И проходя мимо койки Мукуро, задерживается у зевающего Шехара:
— Тебе принести?
— Буду благодарен, -немного устало улыбается Десаи.
***
— Вот уж не подумал бы, что услышу такое от тебя, Верде… — ухмыляется Реборн, сбивая пепел.
— Поверь, я долго искал, — снова прихлебывает кофе. — Но это единственное логичное решение. Наиболее безболезненный способ восприятия этой странной реакции человеческой психики, гарантирующий отсутствие неразрешимых конфликтов в будущем.
-…А я-то думал, почему ты Джузеппе не прибил за те слитые данные, — Верде только закатывает глаза.
— Он практически сразу искренне раскаялся в содеянном, самостоятельно предотвратил дальнейшее распространение информации… Да и потом, не было в тех бумагах ничего по-настоящему важного.
— Но ты все равно не говори ему, что ты в курсе, — смеется киллер, и Верде отвечает ему немного злорадной улыбкой:
— И не подумаю. Ты — его наказание…
— Кстати, про наказание, — вспоминает Реборн и слегка морщится.
Да уж. Савада Иетсуна — это определенно его наказание…

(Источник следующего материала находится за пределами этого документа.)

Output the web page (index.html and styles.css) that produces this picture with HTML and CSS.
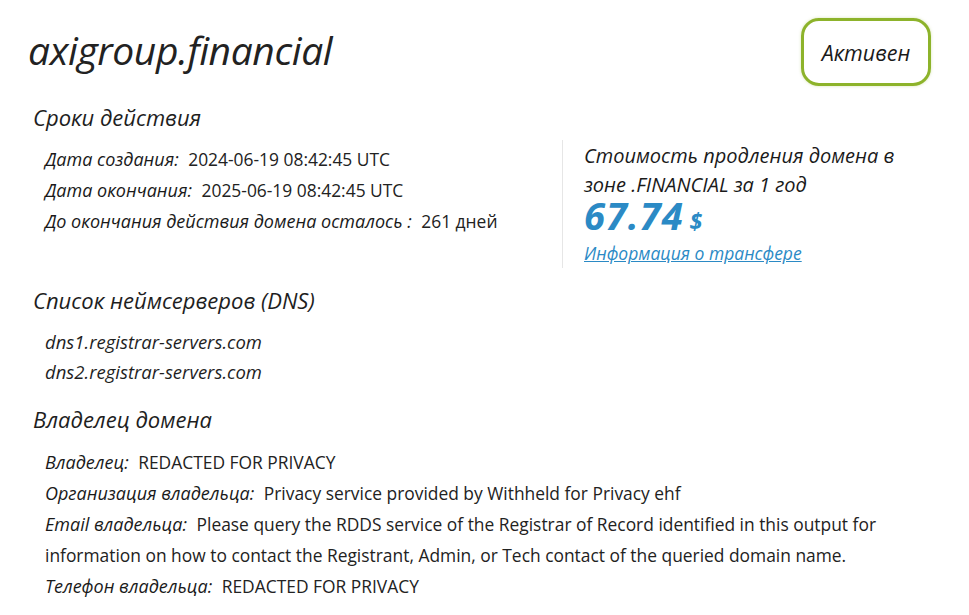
FILE: index.html
```html
<!DOCTYPE html>
<html lang="ru">
<head>
<meta charset="utf-8">
<link rel="stylesheet" href="styles.css">
</head>
<body>
<div class="page">
  <header class="head">
    <h1 class="domain">axigroup.financial</h1>
    <div class="status">Активен</div>
  </header>

  <section class="top">
    <div class="left">
      <h2 class="sec">Сроки действия</h2>
      <ul class="rows">
        <li><span class="lbl">Дата создания:</span> <span class="val">2024-06-19 08:42:45 UTC</span></li>
        <li><span class="lbl">Дата окончания:</span> <span class="val">2025-06-19 08:42:45 UTC</span></li>
        <li><span class="lbl">До окончания действия домена осталось :</span> <span class="val">261 дней</span></li>
      </ul>
    </div>
    <div class="price">
      <div class="ptitle">Стоимость продления домена в зоне .FINANCIAL за 1 год</div>
      <div class="amount">67.74<span class="cur">$</span></div>
      <a class="transfer" href="#">Информация о трансфере</a>
    </div>
  </section>

  <h2 class="sec dns-head">Список неймсерверов (DNS)</h2>
  <ul class="dns">
    <li>dns1.registrar-servers.com</li>
    <li>dns2.registrar-servers.com</li>
  </ul>

  <h2 class="sec owner-head">Владелец домена</h2>
  <ul class="rows owner">
    <li><span class="lbl">Владелец:</span> <span class="val">REDACTED FOR PRIVACY</span></li>
    <li><span class="lbl">Организация владельца:</span> <span class="val">Privacy service provided by Withheld for Privacy ehf</span></li>
    <li><span class="lbl">Email владельца:</span> Please query the RDDS service of the Registrar of Record identified in this output for information on how to contact the Registrant, Admin, or Tech contact of the queried domain name.</li>
    <li><span class="lbl">Телефон владельца:</span> <span class="val">REDACTED FOR PRIVACY</span></li>
  </ul>
</div>
</body>
</html>
```

FILE: styles.css
```css
* { box-sizing: border-box; }
html, body { margin: 0; padding: 0; background: #fff; }
body {
  font-family: "Open Sans", "Noto Sans", "Liberation Sans", sans-serif;
  color: #1f1f1f;
}
.page {
  width: 969px;
  padding: 18px 38px 0 28px;
}
.head {
  display: flex;
  justify-content: space-between;
  align-items: flex-start;
  height: 76px;
}
.domain {
  margin: 10px 0 0 0;
  font-size: 39px;
  font-weight: 500;
  font-style: italic;
  letter-spacing: -0.4px;
  color: #222;
  line-height: 44px;
}
.status {
  width: 130px;
  height: 68px;
  border: 3px solid #8db32b;
  border-radius: 18px;
  display: flex;
  align-items: center;
  justify-content: center;
  font-style: italic;
  font-weight: 500;
  font-size: 21.5px;
  color: #1a1a1a;
  box-shadow: 0 0 3px rgba(141,179,43,0.35);
}
.sec {
  margin: 0 0 0 5px;
  font-size: 22px;
  font-weight: 400;
  font-style: italic;
  line-height: 30px;
  color: #1e1e1e;
}
.top {
  display: flex;
  align-items: flex-start;
  margin-top: 8px;
}
.left { width: 534px; }
.rows {
  list-style: none;
  margin: 12px 0 0 0;
  padding: 0 0 0 17px;
  font-size: 17.4px;
  line-height: 31px;
  color: #222;
}
.lbl { font-style: italic; font-size: 18px; color: #1a1a1a; margin-right: 5px; }
.price {
  margin-top: 38px;
  border-left: 1px solid #e6e6e6;
  padding-left: 21px;
  height: 128px;
  width: 360px;
}
.ptitle {
  font-size: 20px;
  font-style: italic;
  line-height: 29px;
  color: #1a1a1a;
  width: 320px;
  padding-top: 1px;
}
.amount {
  font-size: 38px;
  font-weight: 700;
  font-style: italic;
  color: #2b8ac5;
  line-height: 32px;
  letter-spacing: 1px;
}
.cur { font-size: 23px; margin-left: 6px; }
.transfer {
  display: block;
  margin-top: 4px;
  font-size: 17.5px;
  line-height: 24px;
  font-style: italic;
  color: #2b8ac5;
  text-decoration: underline;
}
.dns-head { margin-top: 17px; }
.dns {
  list-style: none;
  margin: 12px 0 0 0;
  padding: 0 0 0 17px;
  font-size: 18.5px;
  font-style: italic;
  line-height: 30px;
}
.owner-head { margin-top: 17px; }
.owner { margin-top: 13px; width: 880px; }
```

— Ты, случайно, не можешь найти мне координаты нескольких людей?
— Случайно, могу, — пожимает он плечами. — Старые знакомые?
— Да… Времен свержения Челеста. Вряд ли я смогу навестить их лично, — он вздыхает и снова смотрит вниз. — …Но вот кое-кто к ним все же заглянет.
И бывший аркобалено Грозы удивленно поднимает бровь.